Even more remarkable was the transformation that Cromwell sought to work on Henry II’s son and eventual successor, King John. By the time of his death in 1216, and for centuries thereafter, John was regarded as the worst king ever to have sat on England’s throne, a reputation that was well deserved. John was treacherous, tyrannous, cowardly and cruel. He betrayed his elder brother, Richard the Lionheart, by trying to usurp the throne while Richard was on crusade. He extorted more money from his English subjects than any king since the Norman Conquest. He inherited a vast dominion on the Continent, including Normandy, Anjou and Aquitaine, but lost almost all of it and failed to win any of it back. He took prisoners and hostages, several of whom he starved to death. His nephew and rival, Arthur of Brittany, was murdered on the king’s own orders. In the end John’s subjects rose up in arms against him and demanded reform, forcing the king to commit to Magna Carta. When he rejected the charter a few weeks later the result was chaos and civil war. The English barons offered his crown to the son of the king of France, who invaded and occupied half of the country, including London. John died with his kingdom in flames and his reputation deservedly in tatters.
Cromwell was not deterred by any of this. As far as he was concerned, whatever John’s reported faults, the king had one outstanding recommendation: he had fallen out with the pope and had famously spent six years refusing to comply with papal authority. The cause of this quarrel was the decision in 1206 of Pope Innocent III to appoint a new archbishop of Canterbury without consulting John, ignoring completely the king’s traditional right to have a say in the matter. John reacted by sending the monks of Canterbury into exile and seizing their lands. From there the row had escalated rapidly. Innocent placed England under interdict, effectively calling the clergy out on strike: there were no Church services and no burials in consecrated ground; John retaliated by seizing the clergy’s estates. At length the pope personally excommunicated the king, but John stood firm. Only when he discovered that some of his subjects were plotting to topple him and a French invasion was imminent did the king buckle, humbling himself before a visiting papal ambassador in 1213 and surrendering his kingdom to Rome so that he could receive it back as a papal fief.
By the reign of Henry VIII, the details did not matter, only the headline: John was an English king who had stood up to the pope. That was the salient fact on which Protestant propagandists could build their case against Rome. Cromwell was not the first to seize upon it. In the later 1520s the English scholar William Tyndale (whose translation of the Bible is referred to repeatedly in Wolf Hall) explained that the interdict had been imposed on England during John’s reign after the king had tried, with perfect propriety, to punish a clerk who was guilty of coining false money.

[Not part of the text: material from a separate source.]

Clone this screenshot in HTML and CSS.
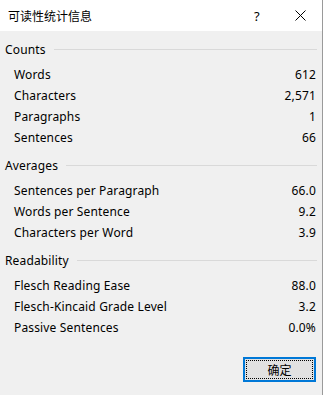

Another exiled English Protestant, Simon Fish, argued that the pope had targeted John after the king had attempted to crackdown on traitors who were trying to depose him. ‘This good and blessed king of great compassion’, as Fish describes him, had submitted to papal demands only because he feared foreign invasion, and ‘the shedding of the blood of his people’.
In the 1530s, as the struggle with Rome gathered pace, Cromwell picked up this ball and ran with it. The danger of recruiting John as a prototype champion of the Protestant cause, of course, was that the memory of him as a bad king was deeply embedded; the propaganda would backfire if people still thought of him as the villain. A number of scholars and authors in Cromwell’s circle set about correcting this misapprehension, variously describing John in their writings as ‘honourable’, ‘a good king’ and an ‘excellent prince’. The most notable effort was made by John Bale, a former monk turned Protestant playwright, who toured the country with a troupe of actors known as ‘my Lord Cromwell’s players’. Before 1536 Bale had penned a play called Kynge Johan and thereafter performed it around the country for the entertainment and edification of the elite. The first play to present an English king on stage, it was a historical travesty of the highest order, in which the righteous King John defends England against the machinations of the pope and the king of France. But as propaganda it clearly served its purpose. One man who hosted a performance in his house commented that, ‘as far as he perceived, King John was as noble a prince as ever was in England’. 1
This roseate view of King John was not to last. Cromwell fell from grace in 1540 (spoiler alert: he dies in the end) and soon afterwards Bale fled the country. John continued to be invoked by Protestants as an early defender of England against papal pretensions, but the fact was his reputation was too bad to cast him convincingly in the role of a hero. By the second half of the 16th century the medieval chronicles written soon after the king’s death were available in print and their negative comments were picked up by authors such as Holinshed and Shakespeare, whose play about John, while still sympathetic, is far removed from the hagiographical portrait provided by Bale and sponsored by Cromwell. In the 17th century the revival of interest in Magna Carta – a Good Thing – meant that John was returned to his traditional role as the villain.
This year, you can hardly have failed to notice, marks Magna Carta’s 800th anniversary. Come the summer, Thomas Cromwell will have ceded prominence to King John as the country’s most talked-about historical personality. Inevitably, with all the celebrations, conferences, exhibitions, programmes and articles, there will be debate about the king’s character. Because of the sympathetic treatment he received from some 20th-century historians, who were inclined to dismiss the claims of medieval chroniclers as biased or exaggerated, there will still be those who argue that John’s evil reputation is largely an invention and that he was really a capable ruler, cursed by ill fortune. In so doing, they will be parroting, unconsciously perhaps, the propaganda cooked up almost five centuries ago by the lord of Wolf Hall. Reputations rise and fall, but King John’s deserves to remain at the very bottom.